Multi-Site Collaborations Provide Robust Tests of Theories
According to Popper (1959) "We can say of a theory, provided it is falsifiable, that it rules out, or prohibits, not merely one occurrence, but always at least one event" (p. 70). I argue that, all else being equal, multi-site collaborations more robustly test theories than studies done at a single site at a single time by a single researcher because the data from a multi-site collaboration more robustly represent the theoretically falsifying event.
Let's break down the key concepts of this argument.
What is a multi-site collaboration?
A multi-site collaboration is a study that involves a team of researchers at several locations who each test the same hypothesis. Often these collaborations use the same data collection procedures and same stimuli. Their individual results are then pooled together, often times in a meta-analysis, regardless of the results from any of the individual labs.*
Thus, the features necessary to test the hypotheses are the same across all labs. But there are inevitably some lab-to-lab differences in the specifics of the samples, the physical setting of the lab, the precise time the data are collected, etc.
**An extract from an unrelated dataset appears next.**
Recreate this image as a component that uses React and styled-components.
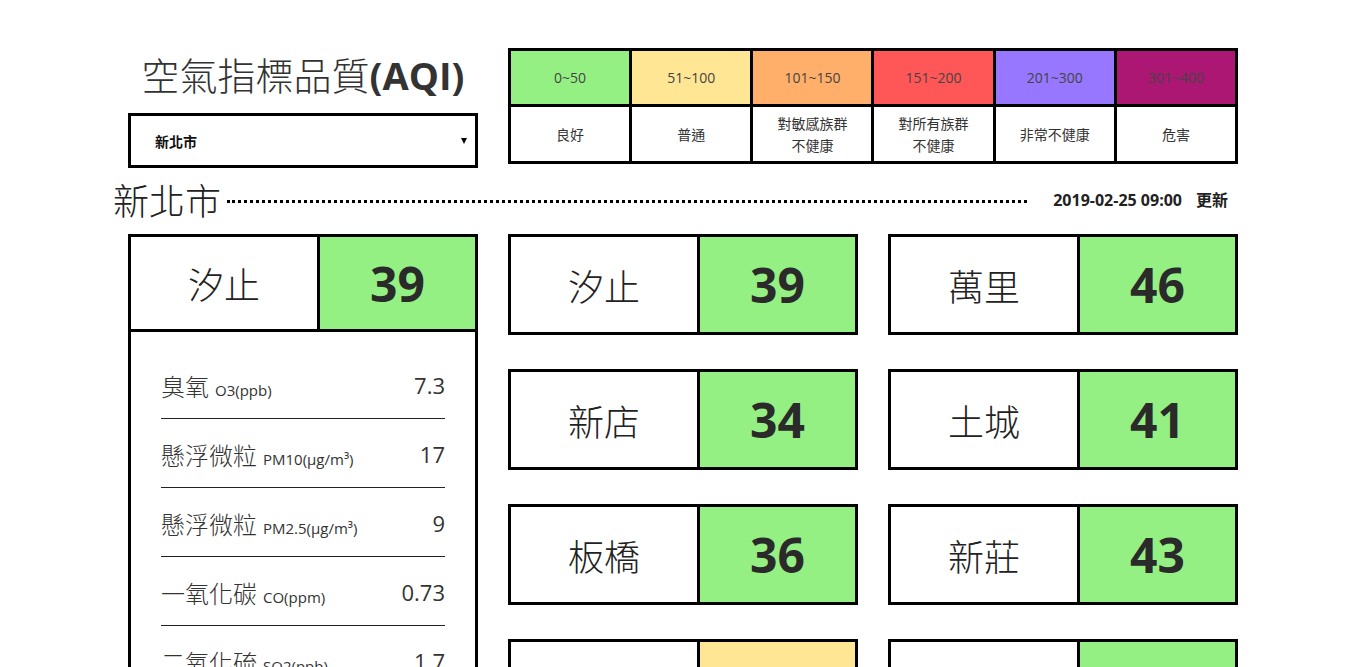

Good exemplars of multi-site collaborations are the ManyLabs projects (see here or here) or Registered Replication Reports (see here or here).
Occurrences vs. Events
The next key concept is the distinction between occurrences and events. In the first sentence I said that a scientific theory must forbid at least one event. Popper considered a specific instance of a researcher deducing a hypothesis, operationalizing the theoretically-necessary features, and making an observation to be an occurrence. Each occurrence includes the features of a study that are deduced from the theory. And each occurrence takes place in the presence of a unique and idiosyncratic combination of other factors such as the specific time and specific location of a study. An event, on the other hand, represents the class of all possible occurrences that are equally deducible from the theory (an event = occurrence1, occurrence2, occurrence3, ...occurrencek).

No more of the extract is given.